We have probably all used some expression about being “only as old as you feel” or know someone who is “young at heart” or my favorite that “you do have to grow older, but you do not have to grow up.” Well you get where I am going. It is a medical fact that chronological age is not a truly accurate assessment of how well a person really is. If you are a caregiver for an older loved one, you may at times would like to know how well they really are, not just how well they may be cared for by their provider. Some researchers in Norway have come up with a way to calculate a person’s fitness age, and this may be one that caregivers and older adults may both want to know.
Fitness experts for a long time have known that one of the best ways to measure fitness is to measure an athlete’s peak oxygen intake. To do that they run that athlete to their maximum exertion and then measure their VO2 max, or how effectively the body is delivering oxygen to the cells. In many big clinical studies, this has proved to be a pretty good predictor of how long a person may be expected to live. Well, not too many of us have access to the apparatus to measure our peak oxygen intake, so these Norwegian researchers found a reasonable alternative for estimating how old a person’s health is using some measures that we all can record.

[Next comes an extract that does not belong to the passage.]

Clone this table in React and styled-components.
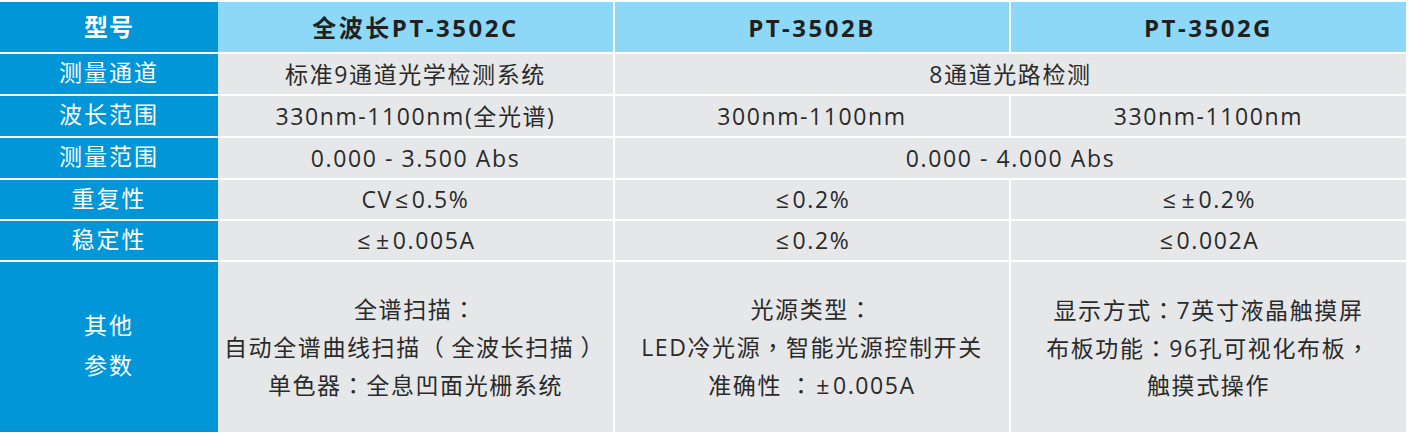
import React from "react";
import styled, { createGlobalStyle } from "styled-components";

const Global = createGlobalStyle`
  html, body { margin: 0; padding: 0; background: #ffffff; }
  body { padding-top: 2px; font-family: "Open Sans", "Noto Sans CJK SC", sans-serif; }
`;

const Table = styled.div`
  display: grid;
  width: 1406px;
  grid-template-columns: 218px 395px 396px 397px;
  grid-template-rows: 50px 40px 40px 40px 39px 39px 170px;
  row-gap: 2px;
  background: #ffffff;
`;

const Cell = styled.div`
  box-sizing: border-box;
  display: flex;
  flex-direction: column;
  align-items: center;
  justify-content: center;
  text-align: center;
  grid-column: ${(p) => p.$span || "auto"};
  border-left: ${(p) => (p.$split ? "2px solid #ffffff" : "none")};
  background: #e6e7e9;
  color: #2a2a2a;
  font-size: 23px;
  letter-spacing: 1.6px;
  line-height: 37px;
  white-space: nowrap;
`;

const LabelCell = styled(Cell)`
  background: #0096d8;
  color: #ffffff;
  line-height: 40px;
  letter-spacing: 2px;
  padding-bottom: 4px;
`;

const HeadLabel = styled(LabelCell)`
  font-weight: 700;
  font-size: 24px;
  letter-spacing: 1px;
  padding-bottom: 0;
`;

const HeadCell = styled(Cell)`
  background: #8dd8f7;
  color: #231f20;
  font-weight: 700;
  font-size: 24px;
  letter-spacing: 2.5px;
`;

const Punct = styled.span`
  font-family: "Noto Sans CJK TC", sans-serif;
  padding: ${(p) => p.$pad || "0"};
`;

const Sym = styled.span`
  padding: 0 2px 0 ${(p) => (p.$lead ? "4px" : "2px")};
`;

const rows = [
  { label: "测量通道", cells: [{ t: "标准9通道光学检测系统" }, { t: "8通道光路检测", span: "3 / 5" }] },
  { label: "波长范围", cells: [{ t: "330nm-1100nm(全光谱)" }, { t: "300nm-1100nm" }, { t: "330nm-1100nm" }] },
  { label: "测量范围", cells: [{ t: "0.000 - 3.500 Abs" }, { t: "0.000 - 4.000 Abs", span: "3 / 5" }] },
  { label: "重复性", cells: [{ t: "CV≤0.5%" }, { t: "≤0.2%" }, { t: "≤±0.2%" }] },
  { label: "稳定性", cells: [{ t: "≤±0.005A" }, { t: "≤0.2%" }, { t: "≤0.002A" }] },
];

const other = [
  ["全谱扫描：", "自动全谱曲线扫描（全波长扫描）", "单色器：全息凹面光栅系统"],
  ["光源类型：", "LED冷光源，智能光源控制开关", "准确性 ：±0.005A"],
  ["显示方式：7英寸液晶触摸屏", "布板功能：96孔可视化布板，", "触摸式操作"],
];

const punctPad = { "：": "0", "，": "0", "（": "0 6px 0 0", "）": "0 2px 0 6px" };

function Line({ text }) {
  const parts = text.split(/([：，（）≤±])/);
  return (
    <span>
      {parts.map((p, i) => {
        if (p in punctPad) return <Punct key={i} $pad={punctPad[p]}>{p}</Punct>;
        if (/^[≤±]$/.test(p)) return <Sym key={i} $lead={p === "≤" && i > 1}>{p}</Sym>;
        return <React.Fragment key={i}>{p}</React.Fragment>;
      })}
    </span>
  );
}

export default function App() {
  return (
    <>
      <Global />
      <Table>
        <HeadLabel>型号</HeadLabel>
        <HeadCell>全波长PT-3502C</HeadCell>
        <HeadCell $split>PT-3502B</HeadCell>
        <HeadCell $split>PT-3502G</HeadCell>
        {rows.map((r) => (
          <React.Fragment key={r.label}>
            <LabelCell>{r.label}</LabelCell>
            {r.cells.map((c, i) => (
              <Cell key={i} $split={i > 0} $span={c.span}>
                <Line text={c.t} />
              </Cell>
            ))}
          </React.Fragment>
        ))}
        <LabelCell>
          <span>其他</span>
          <span>参数</span>
        </LabelCell>
        {other.map((lines, i) => (
          <Cell key={i} $split={i > 0}>
            {lines.map((l) => (
              <Line key={l} text={l} />
            ))}
          </Cell>
        ))}
      </Table>
    </>
  );
}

First, the researchers measured the real peak oxygen intake of nearly 5,000 people whose ages ranged from 20 years old to 90. They also took a lot of other measurements and ultimately found that five really basic measurements do a very reliable job of predicting the fitness that peak oxygen intake measured. The five include:
- calendar age
- waist measurement
- resting pulse; and
- frequency and intensity of regular exercise.
For that last item, they have a brief check list for you to approximate the rigor of your weekly fitness routine, and for resting pulse, just find a quiet place and count your pulse for 30 seconds and then multiply times two. To let their algorithm tell you what your or your older loved one’s fitness age is, just go to http://www.ntnu.edu/cerg/vo2max and plug in the numbers.
No one can control their gender or their birthdays, but the exercise part and the waistline part are controllable. So, this is a way not only to find your “real age,” but also to take years off that number. Good luck on that and Happy Birthdays.